Stated goal
Look through the material below. Copy each line that contains the string "with".
※
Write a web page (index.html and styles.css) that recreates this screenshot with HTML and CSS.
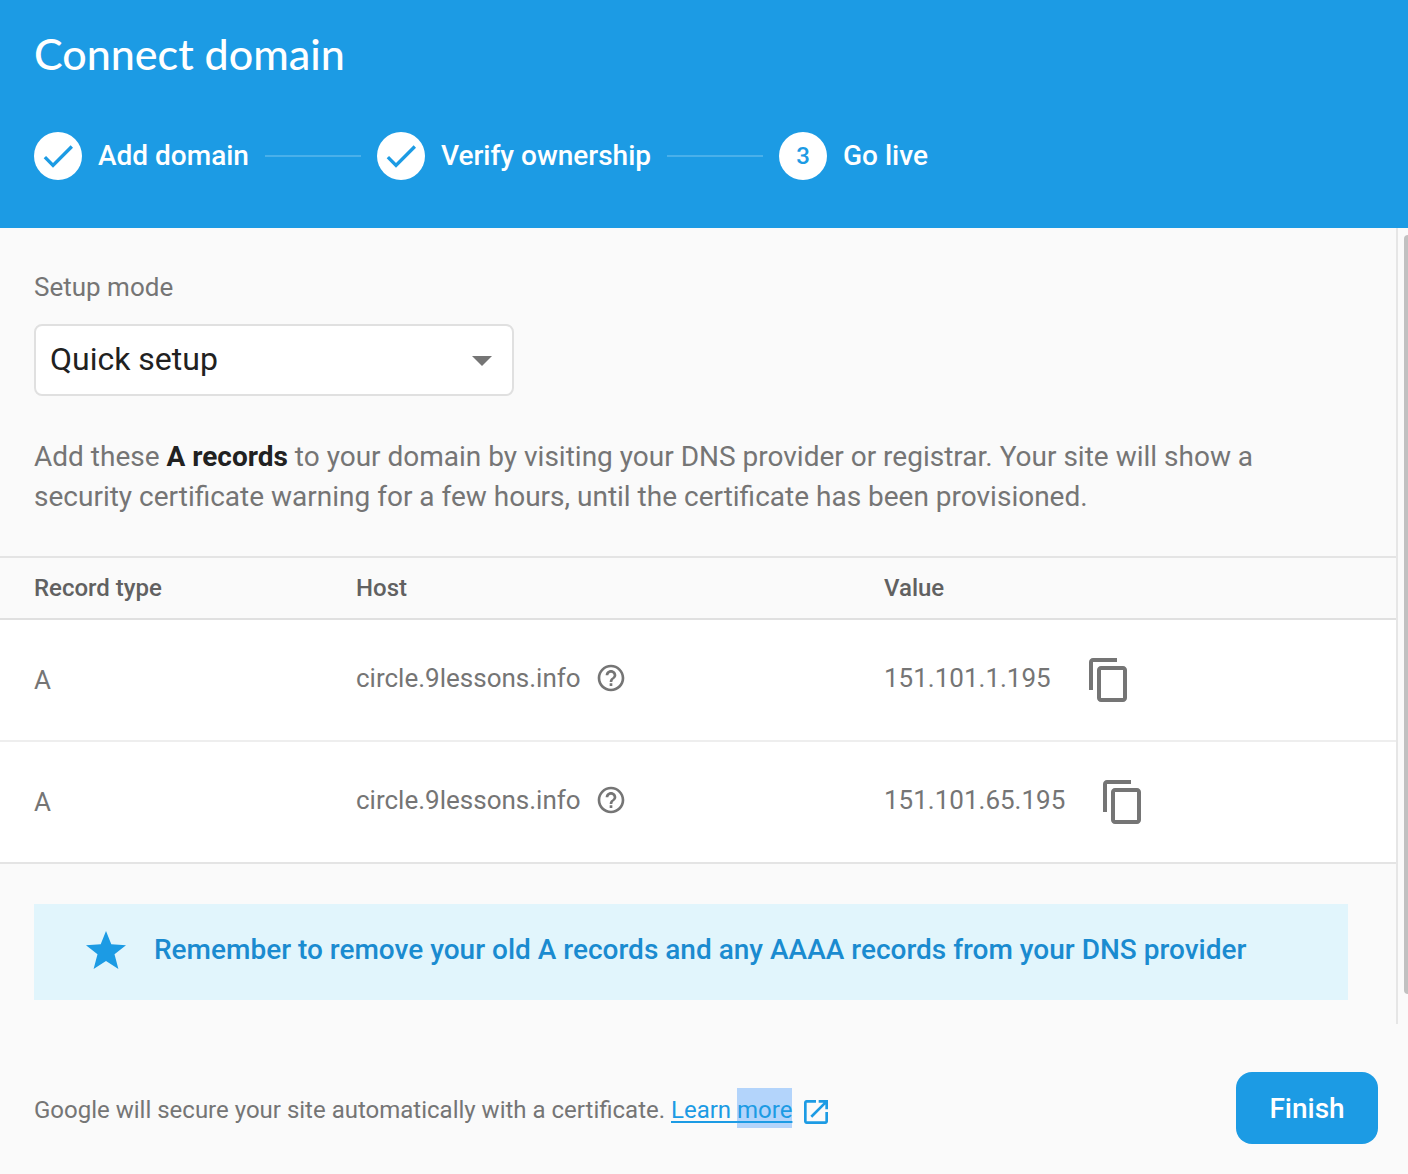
FILE: index.html
```html
<!DOCTYPE html>
<html lang="en">
<head>
<meta charset="utf-8">
<meta name="viewport" content="width=device-width, initial-scale=1">
<title>Connect domain</title>
<link rel="stylesheet" href="styles.css">
</head>
<body>
<svg class="sprite" aria-hidden="true">
  <symbol id="check" viewBox="0 0 24 24"><path d="M9 16.17 4.83 12l-1.42 1.41L9 19 21 7l-1.41-1.41z"/></symbol>
  <symbol id="help" viewBox="0 0 24 24"><path d="M11 18h2v-2h-2v2zm1-16C6.48 2 2 6.48 2 12s4.48 10 10 10 10-4.48 10-10S17.52 2 12 2zm0 18c-4.41 0-8-3.590-8-8s3.590-8 8-8 8 3.590 8 8-3.590 8-8 8zm0-14c-2.210 0-4 1.790-4 4h2c0-1.100.9-2 2-2s2 .9 2 2c0 2-3 1.750-3 5h2c0-2.250 3-2.500 3-5 0-2.210-1.790-4-4-4z"/></symbol>
  <symbol id="copy" viewBox="0 0 24 24"><path d="M16 1H4c-1.100 0-2 .9-2 2v14h2V3h12V1zm3 4H8c-1.100 0-2 .9-2 2v14c0 1.100.9 2 2 2h11c1.100 0 2-.9 2-2V7c0-1.100-.9-2-2-2zm0 16H8V7h11v14z"/></symbol>
  <symbol id="star" viewBox="0 0 40 38"><path d="M20 0l5.300 13.300L40 14.300 28.500 23.300 32.400 38 20 30 7.600 38l3.900-14.700L0 14.300l14.700-1z"/></symbol>
  <symbol id="open" viewBox="3 3 18 18"><path d="M19 19H5V5h7V3H5c-1.110 0-2 .9-2 2v14c0 1.100.89 2 2 2h14c1.100 0 2-.9 2-2v-7h-2v7zM14 3v2h3.590l-9.830 9.830 1.410 1.410L19 6.410V10h2V3h-7z"/></symbol>
</svg>
<div class="dialog">
  <header class="header">
    <h1 class="title">Connect domain</h1>
    <ol class="steps">
      <li class="step"><span class="badge"><svg class="check"><use href="#check"/></svg></span>Add domain</li>
      <li class="step"><span class="badge"><svg class="check"><use href="#check"/></svg></span>Verify ownership</li>
      <li class="step" aria-current="step"><span class="badge">3</span>Go live</li>
    </ol>
  </header>
  <main class="body">
    <div class="content">
      <section class="setup">
        <label class="label" for="mode">Setup mode</label>
        <div class="select-box">
          <select class="select" id="mode"><option>Quick setup</option><option>Advanced setup</option></select>
          <svg class="arrow" viewBox="0 0 20 10" aria-hidden="true"><path d="M0 0h20L10 10z"/></svg>
        </div>
        <p class="intro">Add these <strong>A records</strong> to your domain by visiting your DNS provider or registrar. Your site will show a security certificate warning for a few hours, until the certificate has been provisioned.</p>
      </section>
      <table class="records">
        <thead>
          <tr><th class="col-type" scope="col">Record type</th><th class="col-host" scope="col">Host</th><th scope="col">Value</th></tr>
        </thead>
        <tbody>
          <tr>
            <td>A</td>
            <td><div class="cell host">circle.9lessons.info<button class="icon-button" type="button" aria-label="Help"><svg class="help"><use href="#help"/></svg></button></div></td>
            <td><div class="cell value">151.101.1.195<button class="icon-button" type="button" aria-label="Copy"><svg class="copy"><use href="#copy"/></svg></button></div></td>
          </tr>
          <tr>
            <td>A</td>
            <td><div class="cell host">circle.9lessons.info<button class="icon-button" type="button" aria-label="Help"><svg class="help"><use href="#help"/></svg></button></div></td>
            <td><div class="cell value">151.101.65.195<button class="icon-button" type="button" aria-label="Copy"><svg class="copy"><use href="#copy"/></svg></button></div></td>
          </tr>
        </tbody>
      </table>
      <p class="notice"><svg class="star" aria-hidden="true"><use href="#star"/></svg>Remember to remove your old A records and any AAAA records from your DNS provider</p>
    </div>
    <div class="track" aria-hidden="true"><div class="thumb"></div></div>
  </main>
  <footer class="footer">
    <p class="secure">Google will secure your site automatically with a certificate. <a class="link" href="#learn">Learn <span class="selected">more</span></a><svg class="open" aria-hidden="true"><use href="#open"/></svg></p>
    <button class="finish" type="button">Finish</button>
  </footer>
</div>
</body>
</html>
```
FILE: styles.css
```css
* {
  box-sizing: border-box;
}

body {
  margin: 0;
  background: #fafafa;
  color: #757575;
  font-family: Roboto, "Liberation Sans", sans-serif;
  font-size: 26px;
  line-height: 40px;
}

svg {
  display: block;
  flex: none;
  fill: currentColor;
}

.sprite {
  position: absolute;
  width: 0;
  height: 0;
}

.dialog {
  display: flex;
  flex-direction: column;
  min-height: 100vh;
}

.header {
  padding: 30px 34px 48px;
  background: #1c9be4;
  color: #fff;
}

.title {
  margin: 0 0 54px;
  font-family: Lato, sans-serif;
  font-size: 43px;
  font-weight: 500;
  line-height: 48px;
}

.steps {
  display: flex;
  margin: 0;
  padding: 0;
  list-style: none;
  font-size: 28px;
  font-weight: 500;
  line-height: 48px;
}

.step {
  display: flex;
  align-items: center;
  gap: 16px;
}

.step:not(:last-child)::after {
  content: "";
  width: 96px;
  height: 2px;
  margin-right: 16px;
  background: #49b0ea;
}

.badge {
  display: flex;
  align-items: center;
  justify-content: center;
  width: 48px;
  height: 48px;
  border-radius: 50%;
  background: #fff;
  color: #1c9be4;
  font-size: 24px;
}

.check {
  width: 40px;
  height: 40px;
}

.body {
  display: flex;
}

.content {
  flex: 1;
  min-width: 0;
}

.setup {
  padding: 39px 48px 39px 34px;
}

.label {
  display: block;
  margin-bottom: 17px;
}

.select-box {
  display: grid;
  align-items: center;
  max-width: 480px;
}

.select {
  grid-area: 1 / 1;
  width: 100%;
  height: 72px;
  padding: 0 14px 2px;
  border: 2px solid #e0e0e0;
  border-radius: 8px;
  appearance: none;
  background: #fff;
  color: #212121;
  font-family: inherit;
  font-size: 32px;
}

.arrow {
  grid-area: 1 / 1;
  justify-self: end;
  width: 20px;
  height: 10px;
  margin: 2px 22px 0 0;
  pointer-events: none;
}

.intro {
  margin: 41px 0 0;
  font-size: 28px;
}

.intro strong {
  color: #212121;
}

.records {
  width: 100%;
  border-collapse: separate;
  border-spacing: 0;
  table-layout: fixed;
  border-top: 2px solid #e4e4e4;
  text-align: left;
}

.records th {
  height: 62px;
  padding: 0;
  border-bottom: 2px solid #e0e0e0;
  color: #616161;
  font-size: 24px;
  font-weight: 500;
}

.records td {
  height: 122px;
  padding: 0;
  border-bottom: 2px solid #eee;
  background: #fff;
}

.records tr:last-child td {
  border-bottom-color: #e4e4e4;
}

.records th:first-child,
.records td:first-child {
  padding-left: 34px;
}

.col-type {
  width: 356px;
}

.col-host {
  width: 528px;
}

.cell {
  display: flex;
  align-items: center;
  padding-bottom: 4px;
}

.host {
  gap: 14px;
}

.value {
  gap: 34px;
}

.icon-button {
  padding: 0;
  border: 0;
  background: none;
  color: inherit;
}

.help {
  width: 32px;
  height: 32px;
}

.copy {
  width: 48px;
  height: 48px;
  margin-top: 4px;
}

.notice {
  display: flex;
  align-items: center;
  gap: 28px;
  min-height: 96px;
  margin: 40px 48px 24px 34px;
  padding: 0 52px 4px;
  background: #e1f5fc;
  color: #1a8bd0;
  font-size: 28px;
  font-weight: 500;
}

.star {
  width: 40px;
  height: 38px;
  color: #1c9be4;
}

.track {
  display: flex;
  width: 12px;
  padding: 7px 0 30px 6px;
  overflow: hidden;
  border-left: 2px solid #e6e6e6;
}

.thumb {
  flex: 1;
  border-radius: 8px 0 0 8px;
  background: #c1c1c1;
}

.footer {
  display: flex;
  align-items: center;
  justify-content: space-between;
  gap: 24px;
  padding: 48px 30px 30px 34px;
}

.secure {
  margin: 0;
  font-size: 24px;
  line-height: 36px;
}

.link {
  color: #1c9be4;
  text-decoration-thickness: 2px;
  text-underline-offset: 3px;
}

.selected {
  display: inline-block;
  padding-top: 4px;
  background: #b3d4fb;
  text-decoration: underline;
  text-decoration-thickness: 2px;
}

.open {
  display: inline-block;
  width: 24px;
  height: 24px;
  margin-left: 12px;
  color: #1c9be4;
  vertical-align: -6px;
}

.finish {
  min-width: 142px;
  height: 72px;
  padding: 0 32px;
  border: 0;
  border-radius: 16px;
  background: #1c9be4;
  color: #fff;
  font-family: inherit;
  font-size: 28px;
  font-weight: 500;
}
```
※
Answer to this problem
Write a web page (index.html and styles.css) that recreates this screenshot with HTML and CSS.
    <p class="secure">Google will secure your site automatically with a certificate. <a class="link" href="#learn">Learn <span class="selected">more</span></a><svg class="open" aria-hidden="true"><use href="#open"/></svg></p>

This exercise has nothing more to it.